In the first example, sales might be blamed for not sending a quote in time. In the second, procurement or finance might be held accountable for product profitability issues. However, engineering plays a critical role in both scenarios as explained below:
- The quote might be delayed if sales have to use manual, paper-based processes to find part information for a custom product. In a competitive bid process, sending the customer a quote contains a level of urgency, and sales may not be able to get updated pricing in time. This could be resolved with more effective communications and data sharing between sales and engineering systems, specifically by using PLM as the hub to connect product data with financial systems.

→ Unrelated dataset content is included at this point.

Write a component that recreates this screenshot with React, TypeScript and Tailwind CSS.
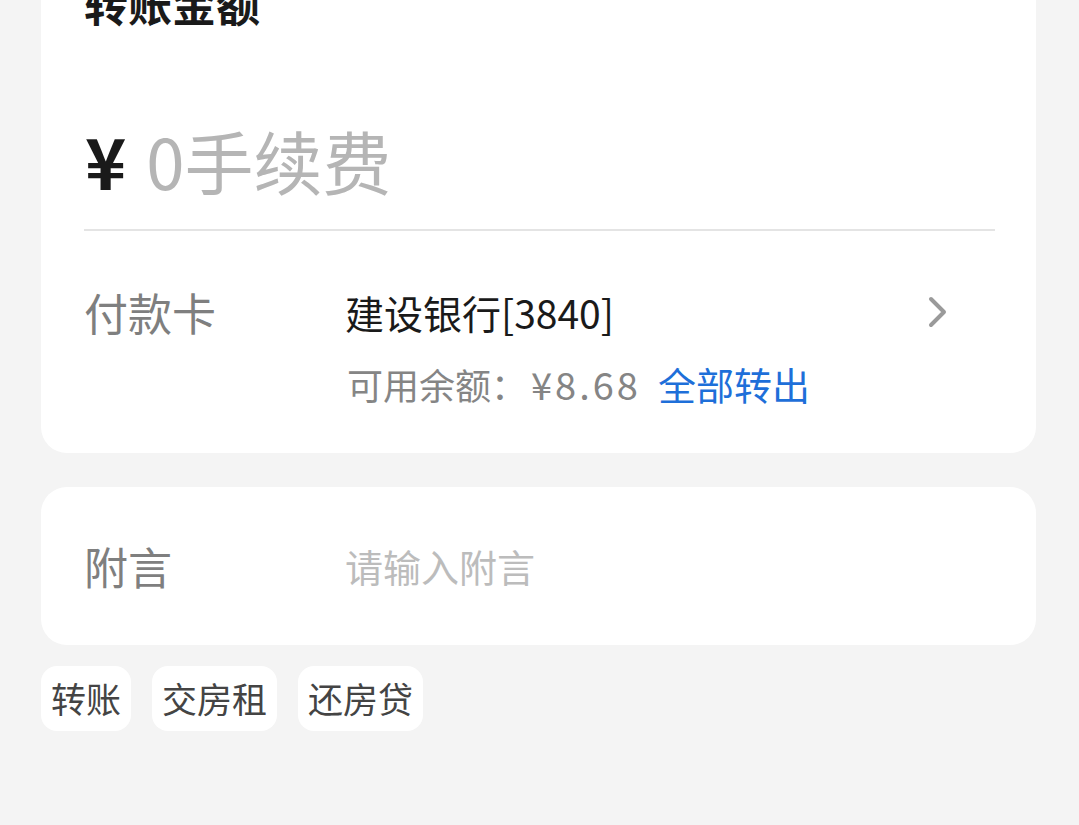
import React from "react";

const font = { fontFamily: '"Noto Sans CJK SC", "Noto Sans", sans-serif' };

function Chevron() {
  return (
    <svg width="20" height="32" viewBox="0 0 20 32" fill="none">
      <polyline
        points="3,3 16,16 3,29"
        stroke="#9a9a9a"
        strokeWidth="4"
        strokeLinecap="round"
        strokeLinejoin="round"
      />
    </svg>
  );
}

export default function App() {
  const tags = ["转账", "交房租", "还房贷"];
  return (
    <div className="min-h-screen bg-[#f4f4f4] pl-[41px] pr-[43px] overflow-hidden" style={font}>
      {/* amount card */}
      <div className="-mt-[30px] bg-white rounded-[26px] pl-[43px] pr-[41px] pt-[11px] pb-[47px]">
        <div className="h-[44px] leading-[44px] text-[44px] font-bold text-[#1a1a1a]">转账金额</div>
        <div className="mt-[95px] h-[80px] leading-[80px] text-[69px] whitespace-nowrap">
          <span className="text-[70px] font-bold text-[#1a1a1a] ml-[1px]">¥</span>
          <span className="ml-[20px] text-[69px] text-[#b5b5b5]">0手续费</span>
        </div>
        <div className="mt-[29px] h-[2px] bg-[#e4e4e4]" />
        <div className="mt-[59px] flex">
          <div className="w-[261px] h-[44px] leading-[44px] text-[44px] text-[#7f7f7f]">付款卡</div>
          <div className="flex-1 flex flex-col">
            <div className="flex items-center justify-between h-[44px] pr-[47px]">
              <span className="text-[39px] leading-[44px] text-[#1a1a1a]">建设银行[3840]</span>
              <Chevron />
            </div>
            <div className="mt-[28px] h-[44px] leading-[44px] text-[36px] text-[#858585] flex items-center whitespace-nowrap">
              <span className="ml-[2px]">可用余额：</span>
              <span className="ml-[4px] text-[38px] tracking-[3px]">¥8.68</span>
              <span className="ml-[17px] text-[38px] text-[#1e6fd9]">全部转出</span>
            </div>
          </div>
        </div>
      </div>

      {/* memo card */}
      <div className="mt-[34px] h-[158px] bg-white rounded-[26px] pl-[43px] pr-[41px] flex items-center">
        <div className="w-[261px] text-[44px] leading-[44px] text-[#7f7f7f]">附言</div>
        <div className="text-[38px] leading-[44px] text-[#bcbcbc]">请输入附言</div>
      </div>

      {/* quick tags */}
      <div className="mt-[21px] flex gap-[21px]">
        {tags.map((t) => (
          <div
            key={t}
            className="h-[65px] px-[10px] bg-white rounded-[16px] flex items-center text-[35px] text-[#444444]"
          >
            {t}
          </div>
        ))}
      </div>
    </div>
  );
}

- With profitability issues and time crunches, sales may have to cut corners when issuing contracts by using older product proposals to estimate new ones. Small changes such as a different cooling fan or circuit board might cost more than the usual price due to supply chain shortages. Live sourcing data, viewed in PLM, can enable engineers and procurement teams to see how minor changes impact the product price. With access to up-to-date information about lead times and pricing, engineers could quickly alter a design to factor in the total cost and make informed design decisions.
PLM provides a centralized data repository with access to design, sourcing and change documents. It should be part of strategic business initiatives, and it should be used to enable business outcomes from engineering to production and sales.
Connecting PLM to business outcomes
The best way to make PLM a business imperative is to highlight how efficient engineering processes directly contribute to positive business outcomes. So how does a tool designed for engineers help drive improvements throughout the business?
More streamlined processes enable engineers to create more innovative products because they have time to experiment and evolve designs faster. Often engineers choose the first thing that works rather than the best design because they are under time pressure. Wasting time on administrative tasks, finding documents, and inputting data impacts the time they have to iterate and design for both profitability and performance. PLM ensures all stakeholders have access to the right information and reduces much of that manual admin time through automated data input and standardized processes. By centralizing and standardizing BOM structure, change process, and component information, engineers have more time to focus on designing products. Maintaining consistency enables the business to scale because more products can be designed with the same human resource.
Sales need fast access to accurate information so that they can respond to customer quotes for non-standard products. In situations where products require customization, such as adding an international connector or customizing a product for a unique installation, sales must get revised costing information from engineering, manufacturing, and finance to build an accurate proposal. It could be a lengthy process for sales to call each department or wait for email replies with the calculated pricing. Cloud-native PLM can be used as a backbone for product design and be connected digitally to ERP, MES, and other enterprise systems involved in the quoting process. This solves the task of calculating costs using financial and time data sourced directly from numerous systems or databases. PLM facilitates the transfer of engineering BOMs into ERP for costing and work planning. Then the schedule and work effort, including labor rates, and machinery and materials costs are calculated in the ERP. Finally, this information can be transferred into a financial system to calculate the correct price and margins, before then digitally approving the quotation and releasing it to sales to present to their customer.
Business performance is an indicator of the health of the business. PLM helps link teams and tools, ensuring that everyone follows the right process to encapsulate corporate governance standards. Standard workflows ensure repeatability across all departments, enterprises, and physical locations so that teams work efficiently and to capacity. By sharing product content among departments it’s easier to distribute products, inventory, and work; to function as a single virtual organization irrespective of physical location. Finally, PLM provides traceability of the entire product design history. Manufacturers and engineers can compare as-designed to as-built products to ensure accuracy, meet specifications and reduce risk by managing a digital paper trail of the product’s complete genealogy.
Elevating PLM to business imperative status
Cloud-native PLM, complemented by adjacent cloud-native solutions, gives much-needed flexibility, scalability, and affordability for all tiers of manufacturers. It enables more efficient engineering processes which benefit the overall business. By connecting cloud-native PLM to other cloud-native solutions such as ERP, CAD, or MES, engineers can more easily share product and supply chain data throughout the business. Extending PLM beyond engineering into adjacent business functions such as operations, procurement, finance, and sales, PLM becomes a business imperative.